---- Given records

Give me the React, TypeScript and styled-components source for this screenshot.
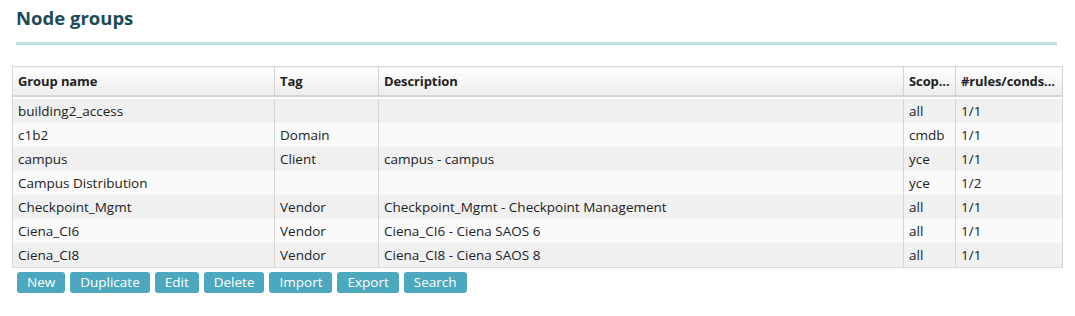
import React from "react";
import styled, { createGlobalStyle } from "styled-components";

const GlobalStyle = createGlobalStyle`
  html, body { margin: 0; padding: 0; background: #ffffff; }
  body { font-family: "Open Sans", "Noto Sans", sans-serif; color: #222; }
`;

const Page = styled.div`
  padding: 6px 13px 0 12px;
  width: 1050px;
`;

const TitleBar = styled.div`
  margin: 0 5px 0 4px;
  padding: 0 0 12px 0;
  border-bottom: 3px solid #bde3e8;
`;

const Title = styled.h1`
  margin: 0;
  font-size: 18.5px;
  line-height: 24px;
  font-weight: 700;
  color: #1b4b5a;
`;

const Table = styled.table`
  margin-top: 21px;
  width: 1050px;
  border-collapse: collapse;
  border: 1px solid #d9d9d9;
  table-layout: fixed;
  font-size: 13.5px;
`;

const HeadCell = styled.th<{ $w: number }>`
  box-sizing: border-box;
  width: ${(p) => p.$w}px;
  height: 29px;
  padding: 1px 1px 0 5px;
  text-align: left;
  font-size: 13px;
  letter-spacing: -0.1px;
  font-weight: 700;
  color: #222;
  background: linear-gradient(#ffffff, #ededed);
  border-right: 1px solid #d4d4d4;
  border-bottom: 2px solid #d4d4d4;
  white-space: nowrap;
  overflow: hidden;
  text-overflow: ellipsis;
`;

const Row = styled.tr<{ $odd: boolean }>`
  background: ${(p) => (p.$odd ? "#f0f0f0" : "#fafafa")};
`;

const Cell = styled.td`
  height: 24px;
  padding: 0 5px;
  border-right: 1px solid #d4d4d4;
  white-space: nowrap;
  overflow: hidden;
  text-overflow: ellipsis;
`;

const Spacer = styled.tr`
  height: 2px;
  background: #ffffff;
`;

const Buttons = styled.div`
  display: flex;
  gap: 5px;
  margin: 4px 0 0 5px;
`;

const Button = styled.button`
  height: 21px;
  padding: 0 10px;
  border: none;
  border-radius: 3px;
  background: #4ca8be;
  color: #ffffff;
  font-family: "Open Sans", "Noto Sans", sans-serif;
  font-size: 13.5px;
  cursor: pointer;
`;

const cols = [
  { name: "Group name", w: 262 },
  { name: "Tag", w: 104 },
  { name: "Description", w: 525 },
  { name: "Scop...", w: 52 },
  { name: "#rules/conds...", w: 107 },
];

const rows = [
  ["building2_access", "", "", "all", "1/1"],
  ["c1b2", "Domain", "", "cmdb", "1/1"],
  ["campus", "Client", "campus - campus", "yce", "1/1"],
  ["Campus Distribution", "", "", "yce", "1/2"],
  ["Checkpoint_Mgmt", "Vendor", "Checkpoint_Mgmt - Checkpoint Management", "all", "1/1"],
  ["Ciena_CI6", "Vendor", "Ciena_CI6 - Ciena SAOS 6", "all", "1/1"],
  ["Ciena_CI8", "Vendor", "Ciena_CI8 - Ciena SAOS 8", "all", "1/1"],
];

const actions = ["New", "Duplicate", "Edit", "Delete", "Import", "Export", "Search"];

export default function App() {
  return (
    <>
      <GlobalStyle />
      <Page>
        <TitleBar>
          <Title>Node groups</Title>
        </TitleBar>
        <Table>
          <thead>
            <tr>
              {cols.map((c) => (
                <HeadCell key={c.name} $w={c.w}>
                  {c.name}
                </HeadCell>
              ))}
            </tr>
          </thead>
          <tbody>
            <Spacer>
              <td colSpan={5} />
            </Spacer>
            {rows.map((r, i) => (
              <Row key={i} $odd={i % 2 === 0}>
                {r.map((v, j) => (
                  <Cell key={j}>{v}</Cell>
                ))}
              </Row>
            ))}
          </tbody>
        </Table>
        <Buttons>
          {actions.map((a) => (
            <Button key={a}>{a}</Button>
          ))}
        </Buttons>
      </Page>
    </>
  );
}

--------
---- Given records

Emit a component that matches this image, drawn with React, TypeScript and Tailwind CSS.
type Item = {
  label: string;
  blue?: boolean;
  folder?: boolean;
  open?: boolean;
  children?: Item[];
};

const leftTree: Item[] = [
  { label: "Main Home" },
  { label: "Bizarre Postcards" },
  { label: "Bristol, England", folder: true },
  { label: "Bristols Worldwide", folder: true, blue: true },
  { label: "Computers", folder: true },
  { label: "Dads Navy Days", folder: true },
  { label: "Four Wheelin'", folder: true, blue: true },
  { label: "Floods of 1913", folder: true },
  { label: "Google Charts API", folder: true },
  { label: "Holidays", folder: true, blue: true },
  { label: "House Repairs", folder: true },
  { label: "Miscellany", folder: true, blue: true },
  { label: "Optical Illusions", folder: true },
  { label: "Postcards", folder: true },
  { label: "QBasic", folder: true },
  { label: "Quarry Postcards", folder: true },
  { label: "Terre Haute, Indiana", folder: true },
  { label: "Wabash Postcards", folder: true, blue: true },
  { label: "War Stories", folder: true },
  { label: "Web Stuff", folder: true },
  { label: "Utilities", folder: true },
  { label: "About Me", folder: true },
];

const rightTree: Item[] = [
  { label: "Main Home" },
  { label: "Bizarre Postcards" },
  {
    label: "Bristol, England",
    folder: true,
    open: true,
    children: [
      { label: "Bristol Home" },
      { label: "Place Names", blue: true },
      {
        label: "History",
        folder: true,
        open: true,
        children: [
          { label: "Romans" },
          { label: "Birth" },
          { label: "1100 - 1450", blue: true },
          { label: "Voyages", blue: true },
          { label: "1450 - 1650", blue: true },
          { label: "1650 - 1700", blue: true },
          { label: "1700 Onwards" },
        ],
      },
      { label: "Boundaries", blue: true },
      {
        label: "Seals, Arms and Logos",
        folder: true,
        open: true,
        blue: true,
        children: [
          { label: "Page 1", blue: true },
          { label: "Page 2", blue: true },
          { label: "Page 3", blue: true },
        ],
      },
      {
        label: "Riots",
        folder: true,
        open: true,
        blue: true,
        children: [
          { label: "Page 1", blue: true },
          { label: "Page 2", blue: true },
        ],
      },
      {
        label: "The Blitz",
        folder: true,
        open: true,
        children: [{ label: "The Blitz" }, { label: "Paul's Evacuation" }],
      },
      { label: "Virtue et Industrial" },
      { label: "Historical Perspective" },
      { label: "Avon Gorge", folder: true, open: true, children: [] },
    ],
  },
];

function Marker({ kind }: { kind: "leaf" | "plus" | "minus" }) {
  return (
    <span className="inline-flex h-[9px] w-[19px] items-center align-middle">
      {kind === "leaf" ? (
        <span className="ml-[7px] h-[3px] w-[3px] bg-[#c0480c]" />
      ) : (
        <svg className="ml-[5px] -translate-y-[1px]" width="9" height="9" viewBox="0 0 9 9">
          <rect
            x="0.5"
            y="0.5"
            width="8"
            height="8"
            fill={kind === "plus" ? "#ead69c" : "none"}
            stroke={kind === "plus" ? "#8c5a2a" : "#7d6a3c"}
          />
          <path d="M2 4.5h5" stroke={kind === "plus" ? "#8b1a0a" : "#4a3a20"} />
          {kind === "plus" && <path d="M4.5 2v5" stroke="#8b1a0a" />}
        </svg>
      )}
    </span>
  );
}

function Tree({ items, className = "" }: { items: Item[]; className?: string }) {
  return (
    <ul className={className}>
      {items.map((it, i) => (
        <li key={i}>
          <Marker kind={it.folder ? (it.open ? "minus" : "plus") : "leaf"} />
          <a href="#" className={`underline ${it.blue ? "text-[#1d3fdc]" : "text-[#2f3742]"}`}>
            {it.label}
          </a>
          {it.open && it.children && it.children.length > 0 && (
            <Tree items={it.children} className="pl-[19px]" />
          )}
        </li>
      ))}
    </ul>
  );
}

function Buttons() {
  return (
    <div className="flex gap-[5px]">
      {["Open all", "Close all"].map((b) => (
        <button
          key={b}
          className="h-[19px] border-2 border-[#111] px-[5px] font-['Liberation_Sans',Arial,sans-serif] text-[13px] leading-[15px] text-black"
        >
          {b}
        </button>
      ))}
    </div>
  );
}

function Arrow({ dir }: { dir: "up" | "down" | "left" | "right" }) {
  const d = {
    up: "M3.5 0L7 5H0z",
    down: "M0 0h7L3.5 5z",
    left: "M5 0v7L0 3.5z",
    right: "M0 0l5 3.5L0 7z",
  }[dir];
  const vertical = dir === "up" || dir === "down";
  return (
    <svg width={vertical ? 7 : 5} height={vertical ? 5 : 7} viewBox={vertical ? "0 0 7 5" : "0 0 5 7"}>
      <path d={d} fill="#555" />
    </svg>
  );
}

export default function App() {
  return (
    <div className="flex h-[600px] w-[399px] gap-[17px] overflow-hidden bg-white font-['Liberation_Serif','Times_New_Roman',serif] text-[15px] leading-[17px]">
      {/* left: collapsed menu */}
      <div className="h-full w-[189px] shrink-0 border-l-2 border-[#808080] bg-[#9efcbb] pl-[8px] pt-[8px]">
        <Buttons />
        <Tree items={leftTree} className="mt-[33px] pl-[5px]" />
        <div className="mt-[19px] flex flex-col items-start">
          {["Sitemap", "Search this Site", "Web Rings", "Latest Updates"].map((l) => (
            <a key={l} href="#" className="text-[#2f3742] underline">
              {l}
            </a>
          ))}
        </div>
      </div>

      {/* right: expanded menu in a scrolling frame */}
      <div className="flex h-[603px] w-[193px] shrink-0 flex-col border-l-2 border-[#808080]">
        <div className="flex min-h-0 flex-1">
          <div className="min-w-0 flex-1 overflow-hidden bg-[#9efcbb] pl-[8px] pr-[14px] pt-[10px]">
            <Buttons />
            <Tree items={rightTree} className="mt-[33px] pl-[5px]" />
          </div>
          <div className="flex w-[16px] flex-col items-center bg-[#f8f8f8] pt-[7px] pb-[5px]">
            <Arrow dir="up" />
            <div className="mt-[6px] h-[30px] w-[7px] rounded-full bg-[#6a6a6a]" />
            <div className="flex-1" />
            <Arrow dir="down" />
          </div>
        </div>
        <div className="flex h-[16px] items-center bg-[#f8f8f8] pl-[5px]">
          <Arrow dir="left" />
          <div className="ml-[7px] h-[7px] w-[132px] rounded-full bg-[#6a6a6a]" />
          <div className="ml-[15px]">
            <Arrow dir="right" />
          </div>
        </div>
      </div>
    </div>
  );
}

--------

Your goal -
Find each line holding the word "TypeScript" and copy it.

Task response -
Give me the React, TypeScript and styled-components source for this screenshot.
Emit a component that matches this image, drawn with React, TypeScript and Tailwind CSS.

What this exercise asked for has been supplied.